I’m sure we are all looking forward to that.

Tomorrow morning we’ll begin looking beyond the SAT to the high school record. In addition to case studies from the University of Texas and the University of Virginia, we’ll hear from the director of the Education Conservancy, Lloyd Thacker.

In the afternoon, we’ll begin looking at the college record, and how students perform after they’re admitted to college.

Our closing session is sure to be interesting as well. We have invited the director of data research for U.S. News and World Report and the economist who developed Forbes’ new college rating system to explain how they arrive at their rankings Jeffrey Brenzel, the dean of admissions of Yale University, will also be on that panel to give us another side of the issue.

I think it’s clear that we have assembled some of the best minds in the field, and we are all sure to come away more informed and better equipped to lead and shape this very complicated process from our respective positions.

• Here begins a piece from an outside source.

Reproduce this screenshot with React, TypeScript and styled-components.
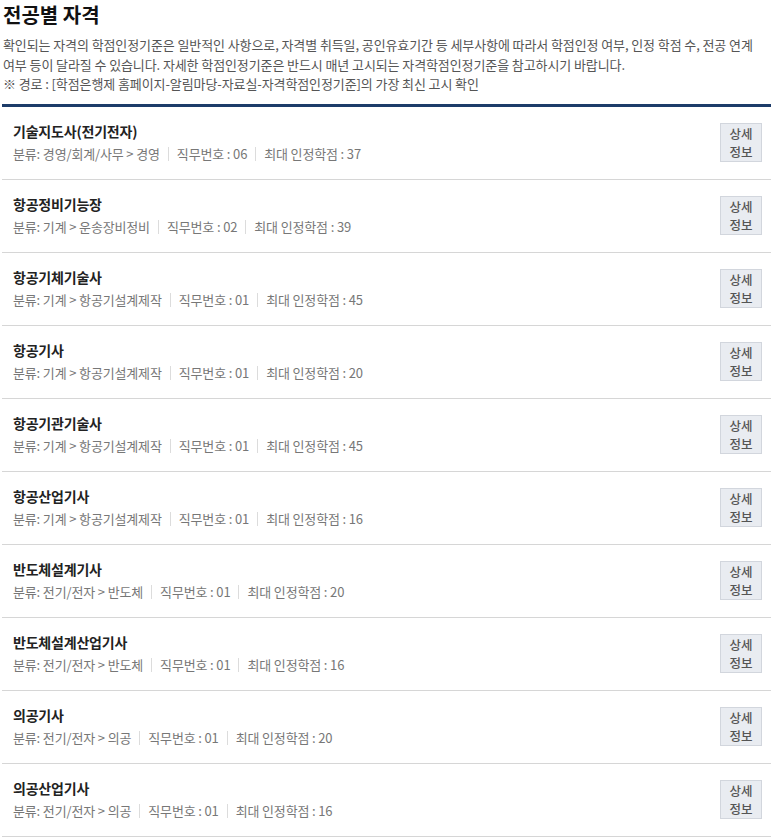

Before closing, I’d like to thank all the members of the Wake Forest community who put in such hard work organizing this conference.

A special thanks to Joseph Soares, who assembled this excellent line up of researchers and practitioners.

My heartfelt thanks to Michelle Gillespie, Associate Provost for Academic Initiatives, Deb Alty, Special Projects in my office, and the offices of Creative Services and the News Bureau for their wonderful creativity and tireless efforts in organizing the details for this conference, I would remiss not to express my gratitude to Director of Admissions Martha Allman and her entire staff for taking risks, being brave, and working so hard to rethink our admissions process and to make it better.

Later today, you’ll be hearing from our president, Nathan Hatch, who supported us in all our endeavors.

So again I welcome you to Wake Forest. My hope is that this conference sparks further discussion and leads to admission standards that reflect the same rigor and creativity that we expect from our highest-achieving students.